MONTEVIDEO, (Reuters) – Uruguay will apologize to Haiti and compensate an 18-year-old Haitian man allegedly raped by Uruguayan U.N. troops in the poor Caribbean state, the Uruguayan defense minister said yesterday.
Public outrage in the earthquake-ravaged nation has simmered over a video shot by a cellphone camera and circulating on the Internet that shows laughing Uruguayan marines pinning the young Haitian face down on a mattress and apparently assaulting him sexually.
“Our biggest concern is to apologize to Haiti’s government as soon as possible and to compensate the victim,” Defense Minister Eleuterio Fernandez Huidobro told reporters after meeting with lawmakers yesterday.
“We want to be thorough with the investigations and apply the harshest of sanctions,” Fernandez Huidobro said.
The alleged victim, Johnny Jean, and his mother, Rose Marie Jean, told Haitian radio stations he had been raped by Uruguayan marines and provided testimony to a judge in the southern town of Port-Salut, where the incident allegedly took place on July 28.
Haitian President Michel Martelly has said the perpetrators of what he called “a collective rape carried out against a young Haitian” would not go unpunished.
Haitian authorities, the U.N. Mission in Haiti and Uruguay’s Defense Ministry launched an investigation into the video. The four troops suspected of being involved have been detained and Uruguay’s Navy has replaced the head of its naval contingent with the U.N. peacekeeping mission in Haiti.
In a preliminary report, the U.N. ruled out that Jean was raped but said blue-helmet peacekeepers broke rules when they allowed a civilian to enter a military camp.
U.N. peacekeepers in Haiti have faced public anger before, especially over allegations that Nepalese U.N. troops brought a deadly cholera epidemic to the country after their camp latrines contaminated a local river. This triggered riots last year against the 12,000-strong U.N. peacekeeping contingent.
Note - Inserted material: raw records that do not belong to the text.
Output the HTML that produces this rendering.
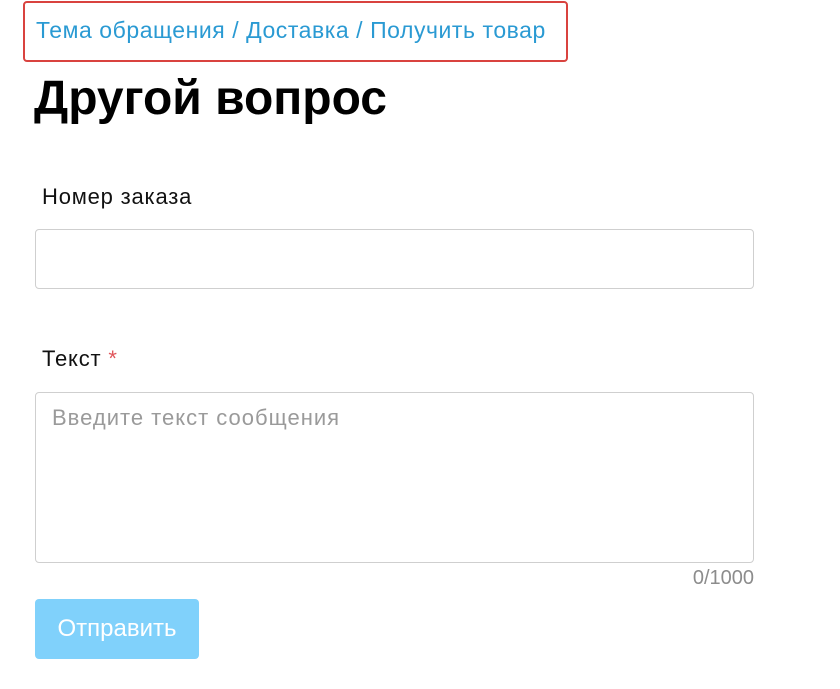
<!DOCTYPE html>
<html><head><meta charset="utf-8"><style>
body{margin:0;width:840px;height:689px;background:#fff;font-family:"Liberation Sans",Arial,sans-serif;position:relative;overflow:hidden}
.a{position:absolute}
#bc{left:23px;top:1px;width:541px;height:57px;border:2px solid #d9433f;border-radius:4px}
#bct{left:36px;top:17px;font-size:23px;letter-spacing:0.55px;color:#2a9ad3;white-space:nowrap}
#h{left:34px;top:71px;font-size:48px;font-weight:bold;color:#000;white-space:nowrap}
.l{font-size:22px;letter-spacing:0.8px;color:#111;white-space:nowrap}
.box{border:1px solid #cfcfcf;border-radius:4px;background:#fff;box-sizing:border-box}
</style></head><body>
<div class="a" id="bc"></div>
<div class="a" id="bct">Тема обращения / Доставка / Получить товар</div>
<div class="a" id="h">Другой вопрос</div>
<div class="a l" style="left:42px;top:184px">Номер заказа</div>
<div class="a box" style="left:35px;top:229px;width:719px;height:60px"></div>
<div class="a l" style="left:42px;top:346px">Текст <span style="color:#e0555a">*</span></div>
<div class="a box" style="left:35px;top:392px;width:719px;height:171px"></div>
<div class="a" style="left:52px;top:405px;font-size:22px;letter-spacing:1px;color:#9a9a9a;white-space:nowrap">Введите текст сообщения</div>
<div class="a" style="right:86px;top:567px;font-size:20px;color:#8c8c8c">0/1000</div>
<div class="a" style="left:35px;top:599px;width:164px;height:60px;background:#80d1fb;border-radius:4px;color:#fff;font-size:24px;line-height:60px;text-align:center">Отправить</div>
</body></html>
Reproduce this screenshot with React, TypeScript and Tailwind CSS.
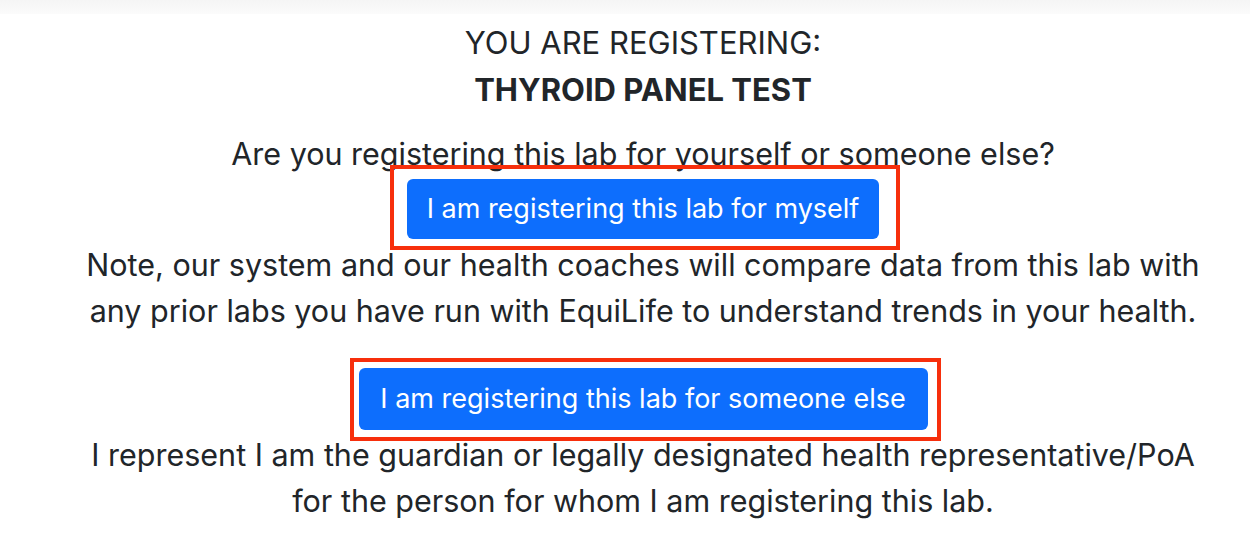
import React from "react";

export default function App() {
  return (
    <div
      className="min-h-[556px] w-full bg-white text-[#212529]"
      style={{ fontFamily: "Inter, 'Noto Sans', sans-serif" }}
    >
      <div className="h-[14px] w-full bg-gradient-to-b from-[#f5f5f5] to-[#fbfbfb]" />
      <div className="flex flex-col items-center pl-[36px] text-center">
        <div className="mt-[5px] text-[31px] leading-[47px]">YOU ARE REGISTERING:</div>
        <div className="text-[31px] font-bold leading-[47px]">THYROID PANEL TEST</div>
        <p className="mt-[17.5px] text-[30.5px] leading-[46.5px]">
          Are you registering this lab for yourself or someone else?
        </p>
        <div className="relative mt-[2px]">
          <div className="pointer-events-none absolute left-[-17px] right-[-21px] top-[-14px] bottom-[-11px] border-[4px] border-[#f72f0c]" />
          <button className="relative h-[60px] w-[472px] rounded-[6px] bg-[#0d6efd] text-[27px] text-white">
            I am registering this lab for myself
          </button>
        </div>
        <p className="mt-[2.5px] text-[30.5px] leading-[46.5px]">
          Note, our system and our health coaches will compare data from this lab with
          <br />
          any prior labs you have run with EquiLife to understand trends in your health.
        </p>
        <div className="relative mt-[33.5px]">
          <div className="pointer-events-none absolute left-[-9px] right-[-13px] top-[-10px] bottom-[-11px] border-[4px] border-[#f72f0c]" />
          <button className="relative h-[62px] w-[569px] rounded-[6px] bg-[#0d6efd] text-[27px] text-white">
            I am registering this lab for someone else
          </button>
        </div>
        <p className="mt-[1.5px] text-[30.5px] leading-[46.5px]">
          I represent I am the guardian or legally designated health representative/PoA
          <br />
          for the person for whom I am registering this lab.
        </p>
      </div>
    </div>
  );
}
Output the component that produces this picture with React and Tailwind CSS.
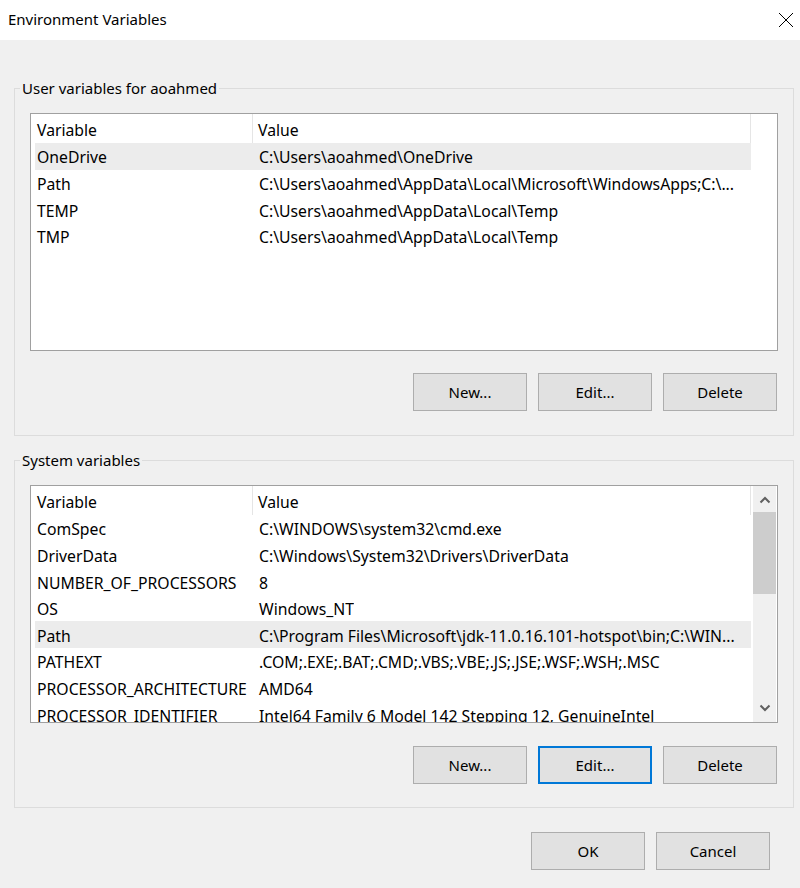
import React from "react";

const font = { fontFamily: '"Noto Sans", "Open Sans", Arial, sans-serif' };

function Btn({ children, focused }) {
  return (
    <button
      className={
        focused
          ? "w-[114px] h-[38px] bg-[#e1e1e1] border border-[#0078d7] outline outline-1 outline-[#0078d7] outline-offset-[-2px] text-[15px] text-black leading-none"
          : "w-[114px] h-[38px] bg-[#e1e1e1] border border-[#adadad] text-[15px] text-black leading-none"
      }
    >
      {children}
    </button>
  );
}

function Row({ name, value, selected }) {
  return (
    <div
      className={
        selected
          ? "flex h-[26.6px] items-center bg-[#ececec] ml-[4px] w-[716px] pt-[4px]"
          : "flex h-[26.6px] items-center ml-[4px] w-[716px] pt-[4px]"
      }
    >
      <div className="w-[218px] pl-[2px] whitespace-nowrap overflow-hidden">{name}</div>
      <div className="pl-[6px] whitespace-nowrap overflow-hidden">{value}</div>
    </div>
  );
}

function Header() {
  return (
    <div className="flex h-[29px] items-center ml-[4px] w-[716px] bg-white">
      <div className="w-[218px] pl-[2px] pt-[5px] h-full flex items-center border-r border-[#e5e5e5]">Variable</div>
      <div className="flex-1 pl-[5px] pt-[5px] h-full flex items-center border-r border-[#e5e5e5]">Value</div>
    </div>
  );
}

function Chevron({ up }) {
  return (
    <svg width="12" height="8" viewBox="0 0 12 8">
      <path
        d={up ? "M1.5 6.5 L6 2 L10.5 6.5" : "M1.5 1.5 L6 6 L10.5 1.5"}
        fill="none"
        stroke="#606060"
        strokeWidth="2"
      />
    </svg>
  );
}

function Group({ title, children, mt }) {
  return (
    <fieldset className={`${mt} ml-[14px] w-[780px] border border-[#dcdcdc]`}>
      <legend className="ml-[5px] px-[2px] text-[15px] leading-[21px] text-black">{title}</legend>
      {children}
    </fieldset>
  );
}

export default function App() {
  const userRows = [
    ["OneDrive", "C:\\Users\\aoahmed\\OneDrive", true],
    ["Path", "C:\\Users\\aoahmed\\AppData\\Local\\Microsoft\\WindowsApps;C:\\..."],
    ["TEMP", "C:\\Users\\aoahmed\\AppData\\Local\\Temp"],
    ["TMP", "C:\\Users\\aoahmed\\AppData\\Local\\Temp"],
  ];
  const sysRows = [
    ["ComSpec", "C:\\WINDOWS\\system32\\cmd.exe"],
    ["DriverData", "C:\\Windows\\System32\\Drivers\\DriverData"],
    ["NUMBER_OF_PROCESSORS", "8"],
    ["OS", "Windows_NT"],
    ["Path", "C:\\Program Files\\Microsoft\\jdk-11.0.16.101-hotspot\\bin;C:\\WIN...", true],
    ["PATHEXT", ".COM;.EXE;.BAT;.CMD;.VBS;.VBE;.JS;.JSE;.WSF;.WSH;.MSC"],
    ["PROCESSOR_ARCHITECTURE", "AMD64"],
    ["PROCESSOR_IDENTIFIER", "Intel64 Family 6 Model 142 Stepping 12, GenuineIntel"],
  ];

  return (
    <div className="w-[800px] h-[888px] bg-[#f0f0f0] text-black text-[15px] overflow-hidden flex flex-col" style={font}>
      <div className="h-[40px] bg-white flex items-center justify-between shrink-0">
        <div className="pl-[8px] text-[15px] pb-[1px]">Environment Variables</div>
        <svg width="16" height="16" viewBox="0 0 16 16" className="mr-[6px]">
          <path d="M1 1 L15 15 M15 1 L1 15" stroke="#000" strokeWidth="1" fill="none" />
        </svg>
      </div>

      <Group title="User variables for aoahmed" mt="mt-[38px]">
        <div className="px-[15px] pt-[14px] pb-[24px]">
          <div className="h-[238px] bg-white border border-[#a0a0a0] overflow-hidden text-[15.75px]">
            <Header />
            {userRows.map(([n, v, s]) => (
              <Row key={n} name={n} value={v} selected={s} />
            ))}
          </div>
          <div className="flex justify-end gap-[11px] mt-[22px] pr-[1px]">
            <Btn>New...</Btn>
            <Btn>Edit...</Btn>
            <Btn>Delete</Btn>
          </div>
        </div>
      </Group>

      <Group title="System variables" mt="mt-[14px]">
        <div className="px-[15px] pt-[14px] pb-[23px]">
          <div className="h-[238px] bg-white border border-[#a0a0a0] overflow-hidden flex text-[15.75px]">
            <div className="w-[721px] overflow-hidden">
              <Header />
              {sysRows.map(([n, v, s]) => (
                <Row key={n} name={n} value={v} selected={s} />
              ))}
            </div>
            <div className="w-[23px] ml-[1px] bg-[#f0f0f0] flex flex-col items-center">
              <div className="h-[26px] w-full flex items-center justify-center pt-[2px]">
                <Chevron up />
              </div>
              <div className="w-full h-[82px] bg-[#cdcdcd]" />
              <div className="flex-1" />
              <div className="h-[26px] w-full flex items-center justify-center pb-[2px]">
                <Chevron />
              </div>
            </div>
          </div>
          <div className="flex justify-end gap-[11px] mt-[23px] pr-[1px]">
            <Btn>New...</Btn>
            <Btn focused>Edit...</Btn>
            <Btn>Delete</Btn>
          </div>
        </div>
      </Group>

      <div className="flex justify-end gap-[11px] mt-[24px] pr-[30px]">
        <Btn>OK</Btn>
        <Btn>Cancel</Btn>
      </div>
    </div>
  );
}
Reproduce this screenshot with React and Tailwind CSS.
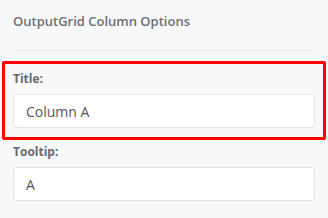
import React from 'react';

function Field({ label, value }) {
  return (
    <div>
      <label className="block text-[12px] font-bold leading-[16px] text-[#666a70] mb-[7px]">{label}</label>
      <input
        type="text"
        readOnly
        value={value}
        className="block w-full h-[34px] px-[12px] rounded-[4px] border border-[#dfe2e6] bg-white text-[14px] text-[#555] outline-none"
        style={{ fontFamily: '"Open Sans", sans-serif' }}
      />
    </div>
  );
}

export default function App() {
  return (
    <div
      className="w-[328px] h-[218px] overflow-hidden bg-[#f7f8fa] px-[13px] pt-[12px]"
      style={{ fontFamily: '"Open Sans", sans-serif' }}
    >
      {/* Header */}
      <h2 className="text-[13px] font-semibold leading-[18px] text-[#6d6f73]">OutputGrid Column Options</h2>
      <div className="mt-[20px] h-px bg-[#e7e9ec]" />

      {/* Highlighted field */}
      <div className="mt-[10px] -mx-[11px] border-[3px] border-[#ff0000] rounded-[2px] px-[8px] pt-[7px] pb-[9px]">
        <Field label="Title:" value="Column A" />
      </div>

      <div className="mt-[4px]">
        <Field label="Tooltip:" value="A" />
      </div>
    </div>
  );
}
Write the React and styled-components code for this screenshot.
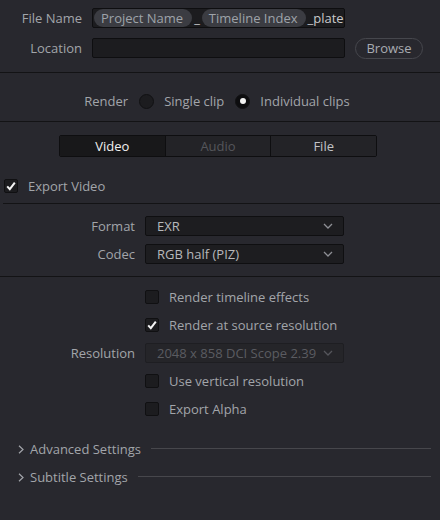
import React from 'react';
import styled, { createGlobalStyle } from 'styled-components';

const GlobalStyle = createGlobalStyle`
	html, body {
		margin: 0;
		background: #28282e;
	}
	body {
		font-family: 'Open Sans', 'Noto Sans', sans-serif;
		font-size: 13px;
		color: #a2a5aa;
	}
`;

const Panel = styled.div`
	width: 440px;
	height: 520px;
	background: #28282e;
	display: flex;
	flex-direction: column;
	overflow: hidden;
`;

const Section = styled.div`
	padding: ${(p) => p.$pad || '0'};
`;

const Divider = styled.div`
	height: 1px;
	background: #131315;
	margin-left: ${(p) => p.$inset || 0}px;
`;

const FileGrid = styled.div`
	display: grid;
	grid-template-columns: 82px 253px 68px;
	grid-auto-rows: 20px;
	column-gap: 10px;
	row-gap: 10px;
	align-items: center;
`;

const FormGrid = styled.div`
	display: grid;
	grid-template-columns: 135px 199px;
	grid-auto-rows: 20px;
	column-gap: 10px;
	row-gap: 8px;
	align-items: center;
`;

const Label = styled.div`
	text-align: right;
	white-space: nowrap;
	color: #a2a5aa;
`;

const TextField = styled.div`
	height: 20px;
	box-sizing: border-box;
	background: #1c1c1f;
	border: 1px solid #0e0e10;
	border-radius: 2px;
	display: flex;
	align-items: center;
	padding: 0 1px;
	overflow: hidden;
	white-space: nowrap;
`;

const Token = styled.span`
	height: 18px;
	display: inline-flex;
	align-items: center;
	padding: 0 9px 0 7px;
	border-radius: 9px;
	background: #3b3c42;
	color: #9ea3a9;
`;

const Literal = styled.span`
	color: #c9c9cb;
	padding: 0 ${(p) => p.$pad || 1}px;
`;

const BrowseButton = styled.button`
	height: 21px;
	width: 68px;
	box-sizing: border-box;
	border: 1px solid #46474d;
	border-radius: 11px;
	background: transparent;
	color: #a8acb2;
	font: inherit;
	padding: 0;
`;

const RenderRow = styled.div`
	display: flex;
	align-items: center;
	justify-content: center;
	gap: 11px;
	height: 20px;
	padding-right: 6px;
`;

const RadioOption = styled.label`
	display: flex;
	align-items: center;
	gap: 10px;
`;

const Radio = styled.span`
	width: 15px;
	height: 15px;
	box-sizing: border-box;
	border-radius: 50%;
	border: 1px solid #111113;
	background: ${(p) => (p.$checked ? '#0d0d0f' : '#1c1c1f')};
	display: flex;
	align-items: center;
	justify-content: center;
	&::after {
		content: '';
		display: ${(p) => (p.$checked ? 'block' : 'none')};
		width: 6px;
		height: 6px;
		border-radius: 50%;
		background: #f2f2f2;
	}
`;

const Tabs = styled.div`
	display: flex;
	width: 318px;
	height: 22px;
	margin: 0 auto;
	position: relative;
	left: -2px;
	box-sizing: border-box;
	border: 1px solid #0e0e10;
	border-radius: 2px;
	overflow: hidden;
`;

const Tab = styled.div`
	flex: 1;
	display: flex;
	align-items: center;
	justify-content: center;
	background: ${(p) => (p.$active ? '#18181a' : '#232327')};
	color: ${(p) => (p.$active ? '#f0f0f0' : p.$disabled ? '#55565b' : '#c2c3c6')};
	& + & {
		border-left: 1px solid #0e0e10;
	}
`;

const CheckRow = styled.label`
	display: flex;
	align-items: center;
	gap: 10px;
	height: 20px;
	white-space: nowrap;
	padding-left: ${(p) => p.$indent || 0}px;
	margin-top: ${(p) => p.$top || 0}px;
	grid-column: ${(p) => p.$col || 'auto'};
`;

const Box = styled.span`
	width: 14px;
	height: 14px;
	box-sizing: border-box;
	border: 1px solid #101012;
	border-radius: 2px;
	background: #1c1c1f;
	display: flex;
	align-items: center;
	justify-content: center;
	flex-shrink: 0;
`;

const Select = styled.div`
	height: 20px;
	box-sizing: border-box;
	display: flex;
	align-items: center;
	justify-content: space-between;
	padding: 0 10px 0 11px;
	border: 1px solid ${(p) => (p.$disabled ? '#1e1e22' : '#0f0f11')};
	border-radius: 2px;
	background: ${(p) => (p.$disabled ? '#252529' : '#1d1d20')};
	color: ${(p) => (p.$disabled ? '#5b5c61' : '#b7b8bb')};
	white-space: nowrap;
	svg {
		color: ${(p) => (p.$disabled ? '#55565b' : '#8e8f95')};
	}
`;

const Disclosure = styled.div`
	display: flex;
	align-items: center;
	height: 20px;
	padding: 0 9px 0 18px;
	color: #a2a5aa;
	& + & {
		margin-top: 8px;
	}
`;

const DisclosureTitle = styled.span`
	margin-left: 6px;
	white-space: nowrap;
`;

const DisclosureLine = styled.span`
	flex: 1;
	height: 1px;
	margin: 0 0 1px 10px;
	background: #47474c;
`;

function Check() {
	return (
		<svg width='10' height='10' viewBox='0 0 10 10'>
			<path d='M1.2 5.4 L3.8 8.2 L8.8 1.6' fill='none' stroke='#f4f4f4' strokeWidth='2' />
		</svg>
	);
}

function CheckBox({ checked }) {
	return <Box>{checked && <Check />}</Box>;
}

function Chevron() {
	return (
		<svg width='10' height='6' viewBox='0 0 10 6'>
			<path d='M1 1 L5 5 L9 1' fill='none' stroke='currentColor' strokeWidth='1.3' />
		</svg>
	);
}

function Caret() {
	return (
		<svg width='6' height='9' viewBox='0 0 6 9'>
			<path d='M1 0.8 L5 4.5 L1 8.2' fill='none' stroke='#a2a5aa' strokeWidth='1.2' />
		</svg>
	);
}

export default function App() {
	return (
		<>
			<GlobalStyle />
			<Panel>
				<Section $pad='8px 0 14px'>
					<FileGrid>
						<Label>File Name</Label>
						<TextField>
							<Token>Project Name</Token>
							<Literal $pad={2}>_</Literal>
							<Token>Timeline Index</Token>
							<Literal>_plate</Literal>
						</TextField>
						<span />
						<Label>Location</Label>
						<TextField />
						<BrowseButton>Browse</BrowseButton>
					</FileGrid>
				</Section>
				<Divider />

				<Section $pad='18px 0 10px'>
					<RenderRow>
						<span>Render</span>
						<RadioOption>
							<Radio />
							Single clip
						</RadioOption>
						<RadioOption>
							<Radio $checked />
							Individual clips
						</RadioOption>
					</RenderRow>
				</Section>
				<Divider />

				<Section $pad='13px 0 7px'>
					<Tabs>
						<Tab $active>Video</Tab>
						<Tab $disabled>Audio</Tab>
						<Tab>File</Tab>
					</Tabs>
					<CheckRow $indent={4} $top={19}>
						<CheckBox checked />
						Export Video
					</CheckRow>
				</Section>
				<Divider $inset={3} />

				<Section $pad='12px 0'>
					<FormGrid>
						<Label>Format</Label>
						<Select>
							EXR
							<Chevron />
						</Select>
						<Label>Codec</Label>
						<Select>
							RGB half (PIZ)
							<Chevron />
						</Select>
					</FormGrid>
				</Section>
				<Divider />

				<Section $pad='10px 0 20px'>
					<FormGrid>
						<CheckRow $col='2'>
							<CheckBox />
							Render timeline effects
						</CheckRow>
						<CheckRow $col='2'>
							<CheckBox checked />
							Render at source resolution
						</CheckRow>
						<Label>Resolution</Label>
						<Select $disabled>
							2048 x 858 DCI Scope 2.39
							<Chevron />
						</Select>
						<CheckRow $col='2'>
							<CheckBox />
							Use vertical resolution
						</CheckRow>
						<CheckRow $col='2'>
							<CheckBox />
							Export Alpha
						</CheckRow>
					</FormGrid>
				</Section>

				<Section>
					<Disclosure>
						<Caret />
						<DisclosureTitle>Advanced Settings</DisclosureTitle>
						<DisclosureLine />
					</Disclosure>
					<Disclosure>
						<Caret />
						<DisclosureTitle>Subtitle Settings</DisclosureTitle>
						<DisclosureLine />
					</Disclosure>
				</Section>
			</Panel>
		</>
	);
}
The current U.N. peacekeeping mission in Haiti, known as MINUSTAH, was established by the U.N. Security Council in 2004 and has been helping Haiti’s short-staffed and ill-equipped police to maintain security in the volatile Caribbean state, especially during elections plagued by fraud and violence.
Defense and foreign ministers from nations that make up MINUSTAH are scheduled to meet in Montevideo tomorrow to discuss a gradual troop pullback from Haiti.